OBJECTIVE:
Copy each line below in which the string "React" occurs.

DATASET SECTION:
⁂
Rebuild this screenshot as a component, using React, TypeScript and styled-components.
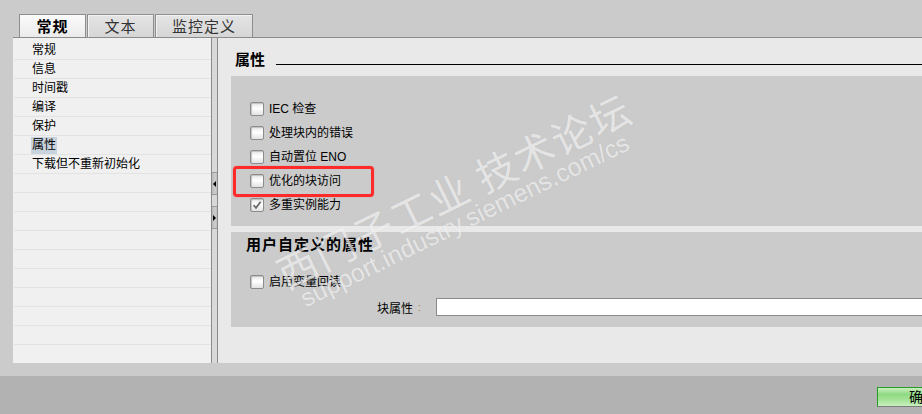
import React from "react";
import styled, { createGlobalStyle, css } from "styled-components";

const GlobalStyle = createGlobalStyle`
  html, body {
    margin: 0;
    padding: 0;
    width: 922px;
    height: 414px;
    overflow: hidden;
    background: #cbcbcb;
  }
  *, *::before, *::after { box-sizing: border-box; }
`;

const FONT = `"Liberation Sans", "Noto Sans CJK SC", sans-serif`;

const Page = styled.div`
  position: relative;
  width: 922px;
  height: 414px;
  display: flex;
  flex-direction: column;
  background: #cbcbcb;
  font-family: ${FONT};
  color: #000;
  overflow: hidden;
`;

const TabBar = styled.div`
  height: 38px;
  display: flex;
  align-items: flex-end;
  gap: 1px;
  margin-left: 13px;
  padding-left: 6px;
  border-bottom: 1px solid #8c8c8c;
`;

const Tab = styled.div<{ $active?: boolean; $w: number }>`
  width: ${(p) => p.$w}px;
  height: 23px;
  display: flex;
  align-items: center;
  justify-content: center;
  font-size: 15px;
  line-height: 1;
  border: 1px solid #8e8e8e;
  border-bottom: none;
  color: ${(p) => (p.$active ? "#000" : "#333")};
  font-weight: ${(p) => (p.$active ? 700 : 400)};
  letter-spacing: 1px;
  ${(p) =>
    p.$active
      ? css`
          background: linear-gradient(#fbfbfb, #ebebeb);
        `
      : css`
          background: linear-gradient(#e4e4e4, #d6d6d6);
          box-shadow: inset 1px 1px 0 #f2f2f2;
        `}
`;

const Body = styled.div`
  height: 325px;
  display: flex;
  margin-left: 13px;
`;

const NavPanel = styled.div`
  width: 198px;
  background: #f0f0f0;
  padding-top: 3px;
  display: flex;
  flex-direction: column;
  overflow: hidden;
`;

const NavRow = styled.div`
  height: 19px;
  flex: none;
  border-bottom: 1px solid #e3e3e3;
  margin-left: 1px;
  padding-left: 17px;
  font-size: 12px;
  display: flex;
  align-items: center;
`;

const NavLabel = styled.span<{ $selected?: boolean }>`
  padding: 0 1px;
  line-height: 17px;
  background: ${(p) => (p.$selected ? "#c9d3dd" : "transparent")};
`;

const Splitter = styled.div`
  width: 7px;
  background: #d9d9d9;
  border-left: 1px solid #8a8a8a;
  border-right: 1px solid #8a8a8a;
  display: flex;
  flex-direction: column;
  padding-top: 134px;
  gap: 11px;
`;

const SplitButton = styled.div`
  height: 23px;
  background: linear-gradient(90deg, #b8b8b8, #cfcfcf 60%, #bdbdbd);
  border-top: 1px solid #9a9a9a;
  border-bottom: 1px solid #9a9a9a;
  display: flex;
  align-items: center;
  justify-content: center;
`;

const Arrow = styled.span<{ $dir: "left" | "right" }>`
  width: 0;
  height: 0;
  border-top: 3px solid transparent;
  border-bottom: 3px solid transparent;
  ${(p) =>
    p.$dir === "left"
      ? css`
          border-right: 3px solid #000;
        `
      : css`
          border-left: 3px solid #000;
        `}
`;

const Content = styled.div`
  flex: 1;
  background: #e9e9e9;
  padding-left: 13px;
  display: flex;
  flex-direction: column;
`;

const SectionHeader = styled.div`
  height: 38px;
  display: flex;
  align-items: center;
  padding-left: 4px;
  padding-top: 4px;
  gap: 11px;
`;

const SectionTitle = styled.span`
  font-size: 15px;
  font-weight: 700;
  line-height: 1;
`;

const Rule = styled.div`
  flex: 1;
  height: 1px;
  background: #000;
  margin-top: 10px;
`;

const Group = styled.div<{ $top: number; $bottom: number }>`
  background: #cbcbcb;
  padding: ${(p) => p.$top}px 0 ${(p) => p.$bottom}px 19px;
  display: flex;
  flex-direction: column;
`;

const GroupGap = styled.div`
  height: 6px;
  flex: none;
`;

const GroupTitle = styled.div`
  font-size: 15px;
  font-weight: 700;
  letter-spacing: 1px;
  line-height: 24px;
  margin-left: -4px;
  margin-bottom: 13px;
`;

const CheckRow = styled.div<{ $marked?: boolean }>`
  position: relative;
  height: 24px;
  display: flex;
  align-items: center;
  gap: 5px;
  font-size: 12px;
  ${(p) =>
    p.$marked &&
    css`
      &::after {
        content: "";
        position: absolute;
        left: -17px;
        top: -3px;
        width: 141px;
        height: 31px;
        border: 3px solid #ff2a2a;
        border-radius: 4px;
        box-shadow: 0 0 1px rgba(255, 0, 0, 0.6);
        pointer-events: none;
      }
    `}
`;

const Box = styled.span`
  width: 14px;
  height: 14px;
  flex: none;
  border: 1px solid #8c8c8c;
  border-radius: 2px;
  background: linear-gradient(#e8e8e8, #ffffff 45%, #e2e2e2);
  box-shadow: inset 1px 1px 1px #c0c0c0;
  display: flex;
  align-items: center;
  justify-content: center;
`;

const CheckLabel = styled.span`
  line-height: 1;
`;

const FieldRow = styled.div`
  height: 18px;
  margin-top: 4px;
  display: flex;
  align-items: center;
  padding-left: 127px;
  font-size: 12px;
`;

const FieldLabel = styled.span`
  width: 41px;
`;

const Colon = styled.span`
  width: 18px;
  color: #b07a30;
  font-size: 10px;
`;

const FieldInput = styled.div`
  flex: 1;
  height: 18px;
  background: #fff;
  border: 1px solid #8a8a8a;
  border-right: none;
`;

const Strip = styled.div`
  height: 13px;
  flex: none;
`;

const Footer = styled.div`
  flex: 1;
  background: #b2b2b2;
  padding: 11px 0 0 877px;
`;

const OkButton = styled.div`
  width: 90px;
  height: 20px;
  border: 1px solid #7d7d7d;
  border-top-color: #2a9a2a;
  border-left-color: #2a9a2a;
  background: linear-gradient(#c9efc0, #8fd982 35%, #a8e59b 70%, #c8f0bf);
  font-size: 14px;
  line-height: 18px;
  padding-left: 31px;
  letter-spacing: 1px;
`;

const Watermark = styled.div`
  position: absolute;
  left: 270px;
  top: 257px;
  transform-origin: left top;
  transform: rotate(-26deg);
  pointer-events: none;
  color: rgba(255, 255, 255, 0.6);
  text-shadow: 0 0 1px rgba(150, 150, 150, 0.25);
  white-space: nowrap;
`;

const WmBig = styled.div`
  font-family: "Noto Sans CJK SC", sans-serif;
  font-size: 40px;
  line-height: 40px;
  letter-spacing: 2px;
`;

const WmSmall = styled.div`
  font-family: "Liberation Sans", sans-serif;
  font-size: 25px;
  line-height: 24px;
  margin-left: 10px;
`;

const navItems = ["常规", "信息", "时间戳", "编译", "保护", "属性", "下载但不重新初始化"];

const Check = () => (
  <svg width="10" height="10" viewBox="0 0 10 10">
    <path d="M1.5 5.2 L4 7.8 L8.6 1.8" fill="none" stroke="#6a6a6a" strokeWidth="1.8" />
  </svg>
);

const checks: { label: string; checked?: boolean; marked?: boolean }[] = [
  { label: "IEC 检查" },
  { label: "处理块内的错误" },
  { label: "自动置位 ENO" },
  { label: "优化的块访问", marked: true },
  { label: "多重实例能力", checked: true },
];

export default function App() {
  const rows = Array.from({ length: 17 }, (_, i) => navItems[i] ?? "");
  return (
    <>
      <GlobalStyle />
      <Page>
        <TabBar>
          <Tab $active $w={67}>常规</Tab>
          <Tab $w={67}>文本</Tab>
          <Tab $w={98}>监控定义</Tab>
        </TabBar>
        <Body>
          <NavPanel>
            {rows.map((r, i) => (
              <NavRow key={i}>
                {r && <NavLabel $selected={r === "属性"}>{r}</NavLabel>}
              </NavRow>
            ))}
          </NavPanel>
          <Splitter>
            <SplitButton>
              <Arrow $dir="left" />
            </SplitButton>
            <SplitButton>
              <Arrow $dir="right" />
            </SplitButton>
          </Splitter>
          <Content>
            <SectionHeader>
              <SectionTitle>属性</SectionTitle>
              <Rule />
            </SectionHeader>
            <Group $top={21} $bottom={9}>
              {checks.map((c) => (
                <CheckRow key={c.label} $marked={c.marked}>
                  <Box>{c.checked && <Check />}</Box>
                  <CheckLabel>{c.label}</CheckLabel>
                </CheckRow>
              ))}
            </Group>
            <GroupGap />
            <Group $top={1} $bottom={11}>
              <GroupTitle>用户自定义的属性</GroupTitle>
              <CheckRow>
                <Box />
                <CheckLabel>启用变量回读</CheckLabel>
              </CheckRow>
              <FieldRow>
                <FieldLabel>块属性</FieldLabel>
                <Colon>:</Colon>
                <FieldInput />
              </FieldRow>
            </Group>
          </Content>
        </Body>
        <Strip />
        <Footer>
          <OkButton>确定</OkButton>
        </Footer>
        <Watermark>
          <WmBig>西门子工业 技术论坛</WmBig>
          <WmSmall>support.industry.siemens.com/cs</WmSmall>
        </Watermark>
      </Page>
    </>
  );
}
⁂
RESPONSE FOR THIS EXERCISE:
Rebuild this screenshot as a component, using React, TypeScript and styled-components.
import React from "react";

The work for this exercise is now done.